Pages as source code
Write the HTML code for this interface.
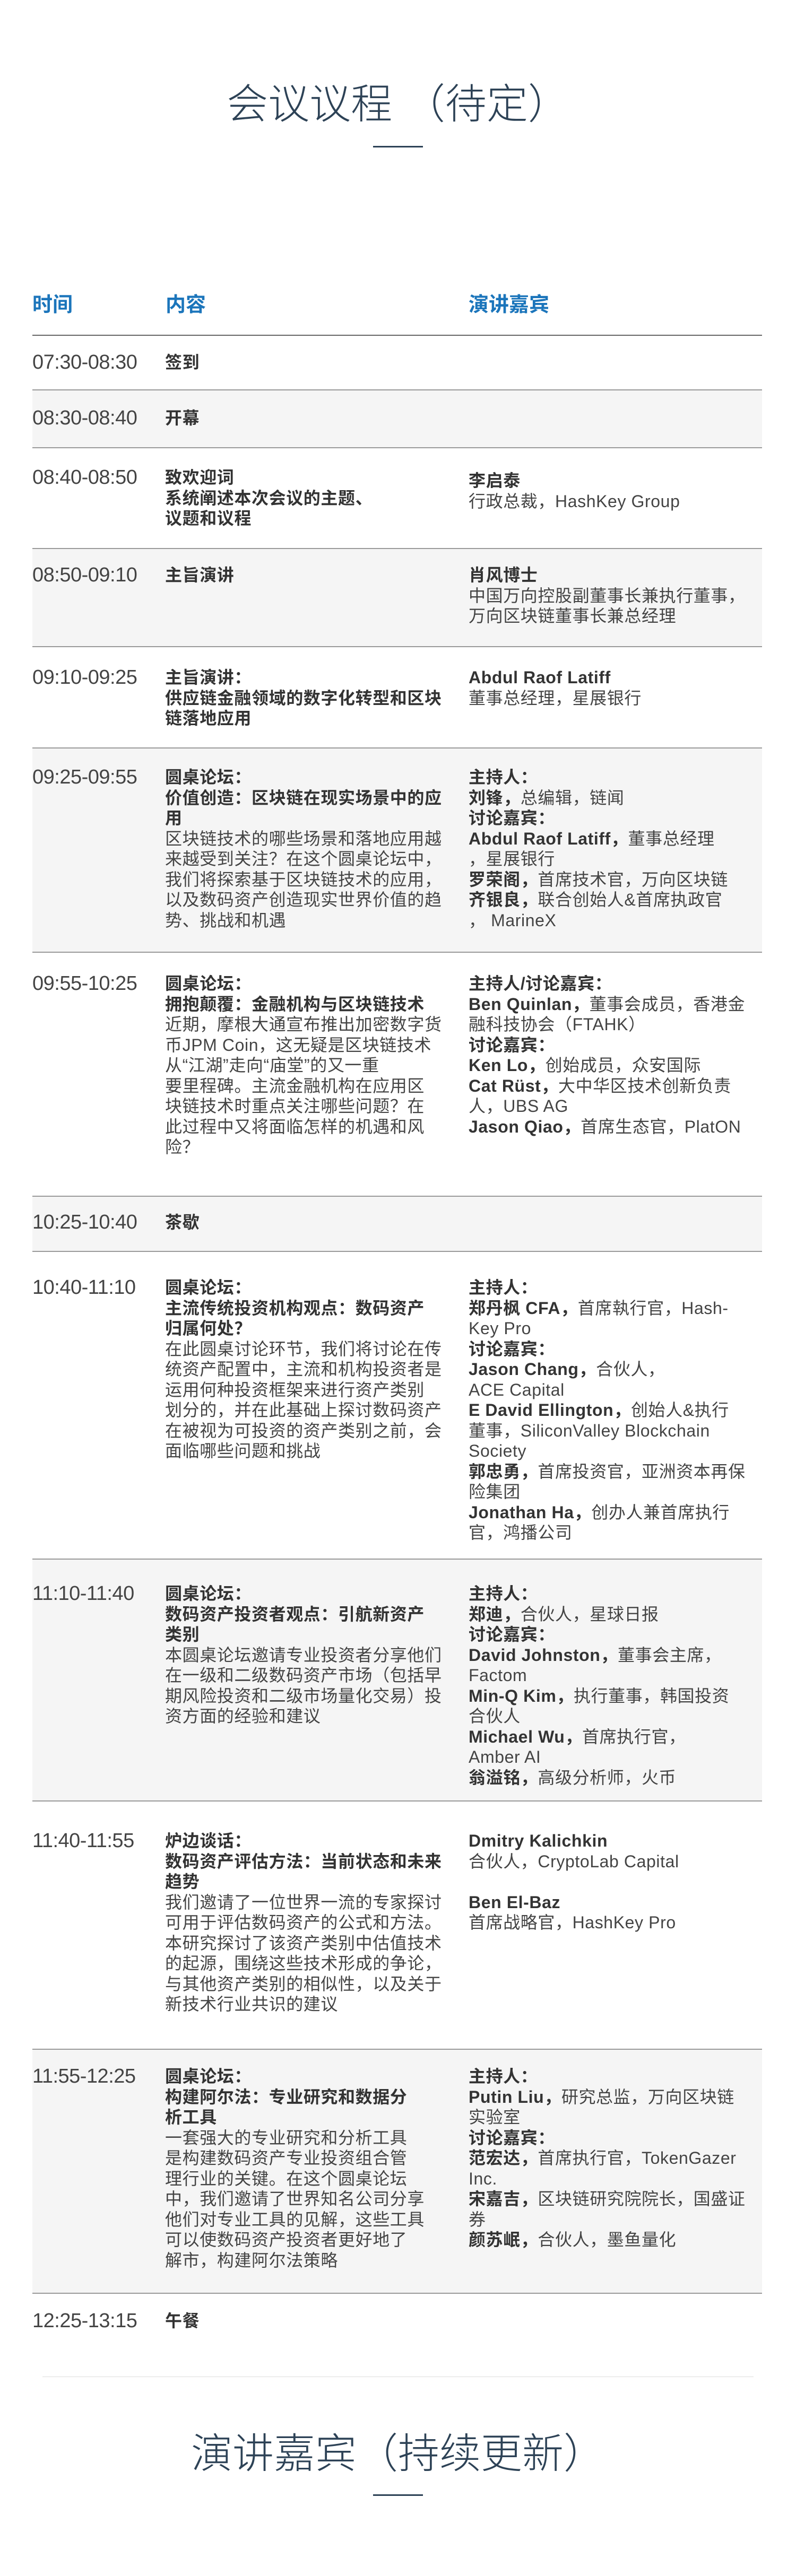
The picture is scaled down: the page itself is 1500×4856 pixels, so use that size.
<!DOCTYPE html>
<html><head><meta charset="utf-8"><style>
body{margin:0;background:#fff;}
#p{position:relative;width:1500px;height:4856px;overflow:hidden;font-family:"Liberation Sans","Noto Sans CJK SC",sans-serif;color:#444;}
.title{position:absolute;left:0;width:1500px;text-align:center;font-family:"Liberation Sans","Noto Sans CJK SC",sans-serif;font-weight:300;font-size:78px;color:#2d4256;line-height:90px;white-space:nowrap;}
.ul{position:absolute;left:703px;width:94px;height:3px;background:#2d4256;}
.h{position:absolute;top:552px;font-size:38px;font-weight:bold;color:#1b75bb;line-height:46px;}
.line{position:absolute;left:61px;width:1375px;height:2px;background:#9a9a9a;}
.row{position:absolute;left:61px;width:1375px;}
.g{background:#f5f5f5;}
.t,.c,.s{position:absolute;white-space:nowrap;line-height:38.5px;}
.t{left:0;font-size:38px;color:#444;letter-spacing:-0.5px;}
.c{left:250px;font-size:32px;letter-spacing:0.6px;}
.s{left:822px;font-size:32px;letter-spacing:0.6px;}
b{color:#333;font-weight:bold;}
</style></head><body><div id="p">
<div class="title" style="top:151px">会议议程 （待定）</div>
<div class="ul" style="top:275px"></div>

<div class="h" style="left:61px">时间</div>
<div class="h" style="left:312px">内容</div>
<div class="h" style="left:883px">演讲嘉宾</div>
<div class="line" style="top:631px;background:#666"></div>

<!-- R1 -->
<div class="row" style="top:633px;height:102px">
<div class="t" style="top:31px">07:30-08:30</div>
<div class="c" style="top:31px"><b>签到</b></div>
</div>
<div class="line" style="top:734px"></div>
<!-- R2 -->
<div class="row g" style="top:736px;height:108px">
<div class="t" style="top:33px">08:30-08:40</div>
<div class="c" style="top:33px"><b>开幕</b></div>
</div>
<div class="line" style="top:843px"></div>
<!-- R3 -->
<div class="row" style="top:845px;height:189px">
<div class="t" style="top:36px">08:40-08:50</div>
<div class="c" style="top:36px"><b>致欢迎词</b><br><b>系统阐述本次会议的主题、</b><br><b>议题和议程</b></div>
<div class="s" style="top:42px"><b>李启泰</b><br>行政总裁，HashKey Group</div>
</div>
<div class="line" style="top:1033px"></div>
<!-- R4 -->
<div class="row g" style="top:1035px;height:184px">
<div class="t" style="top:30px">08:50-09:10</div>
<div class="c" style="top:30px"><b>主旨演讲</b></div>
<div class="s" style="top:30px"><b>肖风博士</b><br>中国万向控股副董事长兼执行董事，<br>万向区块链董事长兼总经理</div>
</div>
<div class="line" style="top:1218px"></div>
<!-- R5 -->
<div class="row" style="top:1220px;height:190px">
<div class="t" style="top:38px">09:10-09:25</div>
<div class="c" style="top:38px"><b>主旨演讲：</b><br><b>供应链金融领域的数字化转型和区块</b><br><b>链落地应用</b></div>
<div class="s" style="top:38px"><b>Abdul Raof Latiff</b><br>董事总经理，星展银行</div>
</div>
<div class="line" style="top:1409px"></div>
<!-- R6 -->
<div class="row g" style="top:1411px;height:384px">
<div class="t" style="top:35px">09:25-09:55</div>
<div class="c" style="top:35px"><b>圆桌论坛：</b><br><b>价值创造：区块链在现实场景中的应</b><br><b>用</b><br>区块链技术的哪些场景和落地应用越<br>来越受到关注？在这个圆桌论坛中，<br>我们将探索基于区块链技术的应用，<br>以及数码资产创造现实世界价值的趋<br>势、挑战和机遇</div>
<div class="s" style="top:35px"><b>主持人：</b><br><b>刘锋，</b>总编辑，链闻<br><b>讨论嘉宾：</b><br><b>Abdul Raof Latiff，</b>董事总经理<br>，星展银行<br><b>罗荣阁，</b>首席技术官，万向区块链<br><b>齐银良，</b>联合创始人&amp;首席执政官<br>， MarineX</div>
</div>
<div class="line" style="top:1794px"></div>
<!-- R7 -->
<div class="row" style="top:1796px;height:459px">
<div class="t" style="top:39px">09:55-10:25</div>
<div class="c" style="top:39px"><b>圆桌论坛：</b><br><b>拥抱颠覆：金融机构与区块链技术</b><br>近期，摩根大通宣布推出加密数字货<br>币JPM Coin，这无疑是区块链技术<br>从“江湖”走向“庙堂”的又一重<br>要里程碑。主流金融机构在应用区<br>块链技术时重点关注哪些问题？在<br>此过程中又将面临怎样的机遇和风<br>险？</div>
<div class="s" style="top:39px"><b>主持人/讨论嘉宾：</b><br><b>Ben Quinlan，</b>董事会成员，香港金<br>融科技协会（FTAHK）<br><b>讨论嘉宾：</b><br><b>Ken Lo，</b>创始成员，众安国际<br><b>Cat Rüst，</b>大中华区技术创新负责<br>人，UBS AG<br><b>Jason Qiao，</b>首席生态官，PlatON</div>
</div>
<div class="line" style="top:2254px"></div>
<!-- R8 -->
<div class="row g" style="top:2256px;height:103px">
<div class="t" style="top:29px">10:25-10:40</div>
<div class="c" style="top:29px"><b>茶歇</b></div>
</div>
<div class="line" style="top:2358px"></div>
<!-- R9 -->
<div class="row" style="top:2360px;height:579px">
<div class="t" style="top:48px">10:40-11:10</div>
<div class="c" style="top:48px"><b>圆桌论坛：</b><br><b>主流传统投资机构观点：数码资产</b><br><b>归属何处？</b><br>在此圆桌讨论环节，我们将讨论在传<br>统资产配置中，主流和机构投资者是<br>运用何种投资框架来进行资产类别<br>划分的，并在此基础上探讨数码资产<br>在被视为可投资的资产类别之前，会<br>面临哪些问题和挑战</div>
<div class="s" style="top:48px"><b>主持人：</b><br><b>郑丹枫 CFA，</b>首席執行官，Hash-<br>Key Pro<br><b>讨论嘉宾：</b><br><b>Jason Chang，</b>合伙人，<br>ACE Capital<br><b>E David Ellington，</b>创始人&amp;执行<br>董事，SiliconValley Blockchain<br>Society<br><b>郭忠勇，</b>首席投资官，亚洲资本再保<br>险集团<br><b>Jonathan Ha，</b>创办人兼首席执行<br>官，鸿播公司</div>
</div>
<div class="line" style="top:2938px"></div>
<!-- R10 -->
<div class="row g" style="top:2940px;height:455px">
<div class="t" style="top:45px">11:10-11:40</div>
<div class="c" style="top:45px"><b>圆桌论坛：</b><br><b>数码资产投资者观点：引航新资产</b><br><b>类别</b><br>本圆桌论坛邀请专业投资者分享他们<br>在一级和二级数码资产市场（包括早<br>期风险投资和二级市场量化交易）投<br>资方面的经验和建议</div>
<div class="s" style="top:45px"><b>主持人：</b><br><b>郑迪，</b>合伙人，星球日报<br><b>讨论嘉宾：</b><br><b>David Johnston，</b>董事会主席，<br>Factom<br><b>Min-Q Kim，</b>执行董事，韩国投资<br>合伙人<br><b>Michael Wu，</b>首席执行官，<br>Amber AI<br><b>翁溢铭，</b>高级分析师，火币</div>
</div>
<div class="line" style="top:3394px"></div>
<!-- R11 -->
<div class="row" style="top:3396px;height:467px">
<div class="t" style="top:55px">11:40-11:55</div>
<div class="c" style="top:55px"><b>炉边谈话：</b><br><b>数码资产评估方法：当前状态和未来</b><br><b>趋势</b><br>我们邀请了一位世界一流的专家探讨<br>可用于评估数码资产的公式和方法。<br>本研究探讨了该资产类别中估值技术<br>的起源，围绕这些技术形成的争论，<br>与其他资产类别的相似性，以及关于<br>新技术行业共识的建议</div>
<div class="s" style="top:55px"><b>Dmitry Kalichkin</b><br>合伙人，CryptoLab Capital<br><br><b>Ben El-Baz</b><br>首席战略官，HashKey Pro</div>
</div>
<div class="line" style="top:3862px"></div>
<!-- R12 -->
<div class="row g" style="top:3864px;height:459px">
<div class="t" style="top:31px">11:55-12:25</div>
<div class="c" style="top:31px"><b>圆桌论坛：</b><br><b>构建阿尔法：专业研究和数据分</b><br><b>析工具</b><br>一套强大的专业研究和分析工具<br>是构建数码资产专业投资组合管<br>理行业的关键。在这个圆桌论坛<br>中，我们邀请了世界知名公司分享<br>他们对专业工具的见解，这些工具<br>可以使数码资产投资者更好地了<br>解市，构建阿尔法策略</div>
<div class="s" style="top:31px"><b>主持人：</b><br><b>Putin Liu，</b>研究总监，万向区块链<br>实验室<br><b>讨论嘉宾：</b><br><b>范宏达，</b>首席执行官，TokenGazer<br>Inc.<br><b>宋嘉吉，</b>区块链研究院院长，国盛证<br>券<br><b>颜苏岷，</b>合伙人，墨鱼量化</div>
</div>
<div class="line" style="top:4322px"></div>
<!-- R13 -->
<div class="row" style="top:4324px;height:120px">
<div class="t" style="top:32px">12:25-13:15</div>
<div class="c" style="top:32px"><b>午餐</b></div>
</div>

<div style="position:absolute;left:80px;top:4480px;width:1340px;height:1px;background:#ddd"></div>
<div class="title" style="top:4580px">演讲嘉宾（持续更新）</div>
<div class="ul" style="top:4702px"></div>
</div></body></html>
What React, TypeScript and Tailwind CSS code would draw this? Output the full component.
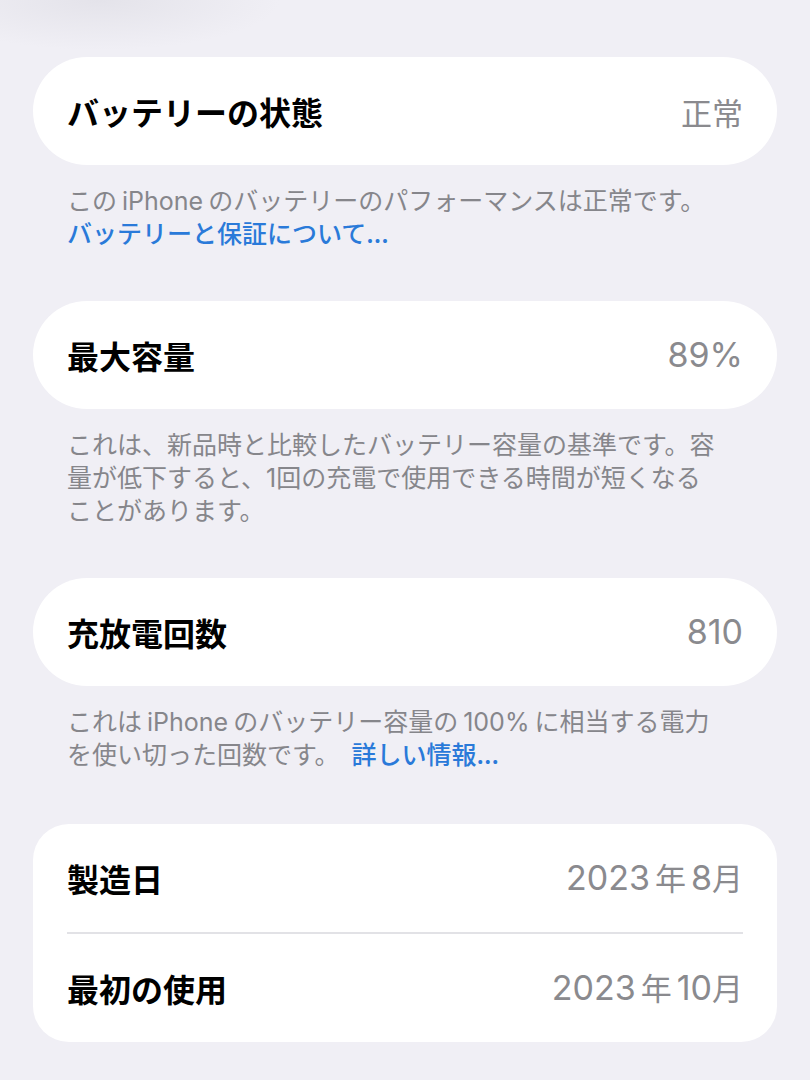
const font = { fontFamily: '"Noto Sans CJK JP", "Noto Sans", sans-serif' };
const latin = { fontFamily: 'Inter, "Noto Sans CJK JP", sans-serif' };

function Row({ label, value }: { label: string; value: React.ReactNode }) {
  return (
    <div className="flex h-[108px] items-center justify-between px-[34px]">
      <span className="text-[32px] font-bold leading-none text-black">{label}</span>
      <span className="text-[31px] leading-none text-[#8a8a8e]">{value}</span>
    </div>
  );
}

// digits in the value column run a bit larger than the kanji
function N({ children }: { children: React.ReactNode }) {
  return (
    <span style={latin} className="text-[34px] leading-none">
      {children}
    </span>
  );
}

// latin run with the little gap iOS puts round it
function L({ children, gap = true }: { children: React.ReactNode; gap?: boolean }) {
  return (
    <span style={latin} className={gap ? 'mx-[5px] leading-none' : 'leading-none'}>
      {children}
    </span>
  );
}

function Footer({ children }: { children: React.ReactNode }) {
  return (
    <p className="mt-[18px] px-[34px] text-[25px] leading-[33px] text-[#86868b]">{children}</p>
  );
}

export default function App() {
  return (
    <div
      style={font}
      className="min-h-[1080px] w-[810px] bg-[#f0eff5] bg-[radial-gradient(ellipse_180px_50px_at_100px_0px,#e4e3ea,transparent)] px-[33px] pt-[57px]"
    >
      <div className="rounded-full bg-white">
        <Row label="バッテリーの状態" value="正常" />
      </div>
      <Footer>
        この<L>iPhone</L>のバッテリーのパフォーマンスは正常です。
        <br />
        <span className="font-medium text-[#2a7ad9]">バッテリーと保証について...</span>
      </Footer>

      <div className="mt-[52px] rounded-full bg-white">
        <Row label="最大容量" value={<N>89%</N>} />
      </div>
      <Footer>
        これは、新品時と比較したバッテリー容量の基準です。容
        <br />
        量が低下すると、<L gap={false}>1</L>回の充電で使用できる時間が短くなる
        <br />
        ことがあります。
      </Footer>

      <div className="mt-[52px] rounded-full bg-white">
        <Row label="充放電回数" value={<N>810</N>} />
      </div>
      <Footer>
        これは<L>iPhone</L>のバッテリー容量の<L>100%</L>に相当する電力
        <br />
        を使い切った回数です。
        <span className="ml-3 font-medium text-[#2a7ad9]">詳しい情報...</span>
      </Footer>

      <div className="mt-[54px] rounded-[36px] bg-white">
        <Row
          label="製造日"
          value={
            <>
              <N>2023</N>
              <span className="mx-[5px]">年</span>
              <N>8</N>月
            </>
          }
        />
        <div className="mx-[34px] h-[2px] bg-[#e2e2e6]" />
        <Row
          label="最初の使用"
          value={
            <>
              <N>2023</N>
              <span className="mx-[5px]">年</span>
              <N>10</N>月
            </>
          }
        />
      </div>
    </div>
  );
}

■ **What you have to do**
Copy out all lines from the material above that contain the string "size".

■ **Full answer**
The picture is scaled down: the page itself is 1500×4856 pixels, so use that size.
.title{position:absolute;left:0;width:1500px;text-align:center;font-family:"Liberation Sans","Noto Sans CJK SC",sans-serif;font-weight:300;font-size:78px;color:#2d4256;line-height:90px;white-space:nowrap;}
.h{position:absolute;top:552px;font-size:38px;font-weight:bold;color:#1b75bb;line-height:46px;}
.t{left:0;font-size:38px;color:#444;letter-spacing:-0.5px;}
.c{left:250px;font-size:32px;letter-spacing:0.6px;}
.s{left:822px;font-size:32px;letter-spacing:0.6px;}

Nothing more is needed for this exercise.